* **WHAT TO PRODUCE**
Images should be left out, and everything else in the listing reproduced exactly.

* **DATA BLOCK**

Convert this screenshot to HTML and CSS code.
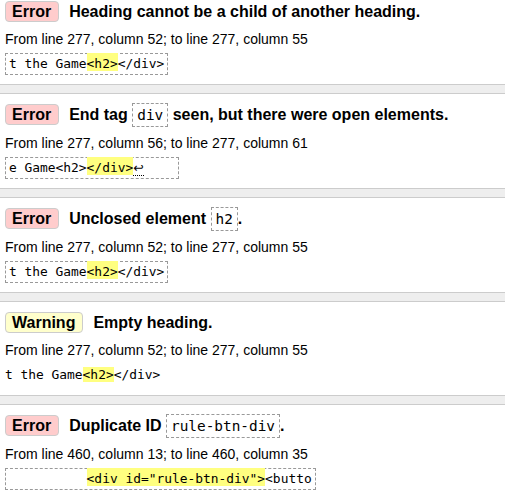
FILE: index.html
```html
<!DOCTYPE html>
<html lang="en">
<head>
<meta charset="utf-8">
<title>Validation messages</title>
<link rel="stylesheet" href="styles.css">
</head>
<body>
<ol class="messages">
  <li class="msg error">
    <p class="head"><strong class="badge">Error</strong>Heading cannot be a child of another heading.</p>
    <p class="loc">From line 277, column 52; to line 277, column 55</p>
    <p class="extract"><code>t the Game<span class="hl">&lt;h2&gt;</span>&lt;/div&gt;</code></p>
  </li>
  <li class="msg error">
    <p class="head"><strong class="badge">Error</strong>End tag <code>div</code> seen, but there were open elements.</p>
    <p class="loc">From line 277, column 56; to line 277, column 61</p>
    <p class="extract"><code>e Game&lt;h2&gt;<span class="hl">&lt;/div&gt;</span><span class="lf">↩</span>    </code></p>
  </li>
  <li class="msg error">
    <p class="head"><strong class="badge">Error</strong>Unclosed element <code>h2</code>.</p>
    <p class="loc">From line 277, column 52; to line 277, column 55</p>
    <p class="extract"><code>t the Game<span class="hl">&lt;h2&gt;</span>&lt;/div&gt;</code></p>
  </li>
  <li class="msg warning">
    <p class="head"><strong class="badge">Warning</strong>Empty heading.</p>
    <p class="loc">From line 277, column 52; to line 277, column 55</p>
    <p class="extract plain"><code>t the Game<span class="hl">&lt;h2&gt;</span>&lt;/div&gt;</code></p>
  </li>
  <li class="msg error">
    <p class="head"><strong class="badge">Error</strong>Duplicate ID <code>rule-btn-div</code>.</p>
    <p class="loc">From line 460, column 13; to line 460, column 35</p>
    <p class="extract"><code>          <span class="hl">&lt;div id="rule-btn-div"&gt;</span>&lt;butto</code></p>
  </li>
</ol>
</body>
</html>
```
FILE: styles.css
```css
body {
  margin: 0;
  background: #eeeeee;
  font-family: "Liberation Sans", Arial, sans-serif;
  color: #000;
}

.messages {
  list-style: none;
  margin: -10px 0 0;
  padding: 0;
}

.msg {
  background: #fff;
  border-top: 1px solid #cccccc;
  border-bottom: 1px solid #cccccc;
  padding: 10px 5px 9px;
  margin-bottom: 8px;
}

.head {
  margin: 0;
  font-size: 16px;
  font-weight: bold;
  line-height: 21px;
}

.badge {
  display: inline-block;
  vertical-align: top;
  line-height: 17px;
  padding: 1px 7px 1px 6px;
  border: 1px solid #cccccc;
  border-radius: 4px;
  margin-right: 10px;
}

.error .badge {
  background: #ffcccc;
}

.warning .badge {
  background: #ffffcc;
}

.head code {
  font-family: "DejaVu Sans Mono", monospace;
  font-weight: normal;
  font-size: 14.4px;
  border: 1px dashed #999999;
  padding: 3px 4px;
}

.loc {
  margin: 8px 0 0;
  font-size: 14px;
  line-height: 18px;
}

.extract {
  display: flex;
  margin: 5px 0 0;
}

.extract code {
  font-family: "DejaVu Sans Mono", monospace;
  font-size: 12.9px;
  line-height: 14px;
  padding: 3px;
  border: 1px dashed #999999;
  white-space: pre;
}

.extract.plain code {
  border-color: transparent;
  border-left: 0;
  padding-left: 0;
}

.hl {
  background: #ffff80;
  padding-top: 3px;
}

.extract.plain .hl {
  padding-top: 0;
}

.lf {
  font-family: "DejaVu Sans", sans-serif;
  font-size: 12.5px;
  border-bottom: 1px dotted #000;
}
```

* **THE COMPLETED TASK**
Convert this screenshot to HTML and CSS code.
FILE: index.html
```html
<!DOCTYPE html>
<html lang="en">
<head>
<meta charset="utf-8">
<title>Validation messages</title>
<link rel="stylesheet" href="styles.css">
</head>
<body>
<ol class="messages">
  <li class="msg error">
    <p class="head"><strong class="badge">Error</strong>Heading cannot be a child of another heading.</p>
    <p class="loc">From line 277, column 52; to line 277, column 55</p>
    <p class="extract"><code>t the Game<span class="hl">&lt;h2&gt;</span>&lt;/div&gt;</code></p>
  </li>
  <li class="msg error">
    <p class="head"><strong class="badge">Error</strong>End tag <code>div</code> seen, but there were open elements.</p>
    <p class="loc">From line 277, column 56; to line 277, column 61</p>
    <p class="extract"><code>e Game&lt;h2&gt;<span class="hl">&lt;/div&gt;</span><span class="lf">↩</span>    </code></p>
  </li>
  <li class="msg error">
    <p class="head"><strong class="badge">Error</strong>Unclosed element <code>h2</code>.</p>
    <p class="loc">From line 277, column 52; to line 277, column 55</p>
    <p class="extract"><code>t the Game<span class="hl">&lt;h2&gt;</span>&lt;/div&gt;</code></p>
  </li>
  <li class="msg warning">
    <p class="head"><strong class="badge">Warning</strong>Empty heading.</p>
    <p class="loc">From line 277, column 52; to line 277, column 55</p>
    <p class="extract plain"><code>t the Game<span class="hl">&lt;h2&gt;</span>&lt;/div&gt;</code></p>
  </li>
  <li class="msg error">
    <p class="head"><strong class="badge">Error</strong>Duplicate ID <code>rule-btn-div</code>.</p>
    <p class="loc">From line 460, column 13; to line 460, column 35</p>
    <p class="extract"><code>          <span class="hl">&lt;div id="rule-btn-div"&gt;</span>&lt;butto</code></p>
  </li>
</ol>
</body>
</html>
```
FILE: styles.css
```css
body {
  margin: 0;
  background: #eeeeee;
  font-family: "Liberation Sans", Arial, sans-serif;
  color: #000;
}

.messages {
  list-style: none;
  margin: -10px 0 0;
  padding: 0;
}

.msg {
  background: #fff;
  border-top: 1px solid #cccccc;
  border-bottom: 1px solid #cccccc;
  padding: 10px 5px 9px;
  margin-bottom: 8px;
}

.head {
  margin: 0;
  font-size: 16px;
  font-weight: bold;
  line-height: 21px;
}

.badge {
  display: inline-block;
  vertical-align: top;
  line-height: 17px;
  padding: 1px 7px 1px 6px;
  border: 1px solid #cccccc;
  border-radius: 4px;
  margin-right: 10px;
}

.error .badge {
  background: #ffcccc;
}

.warning .badge {
  background: #ffffcc;
}

.head code {
  font-family: "DejaVu Sans Mono", monospace;
  font-weight: normal;
  font-size: 14.4px;
  border: 1px dashed #999999;
  padding: 3px 4px;
}

.loc {
  margin: 8px 0 0;
  font-size: 14px;
  line-height: 18px;
}

.extract {
  display: flex;
  margin: 5px 0 0;
}

.extract code {
  font-family: "DejaVu Sans Mono", monospace;
  font-size: 12.9px;
  line-height: 14px;
  padding: 3px;
  border: 1px dashed #999999;
  white-space: pre;
}

.extract.plain code {
  border-color: transparent;
  border-left: 0;
  padding-left: 0;
}

.hl {
  background: #ffff80;
  padding-top: 3px;
}

.extract.plain .hl {
  padding-top: 0;
}

.lf {
  font-family: "DejaVu Sans", sans-serif;
  font-size: 12.5px;
  border-bottom: 1px dotted #000;
}
```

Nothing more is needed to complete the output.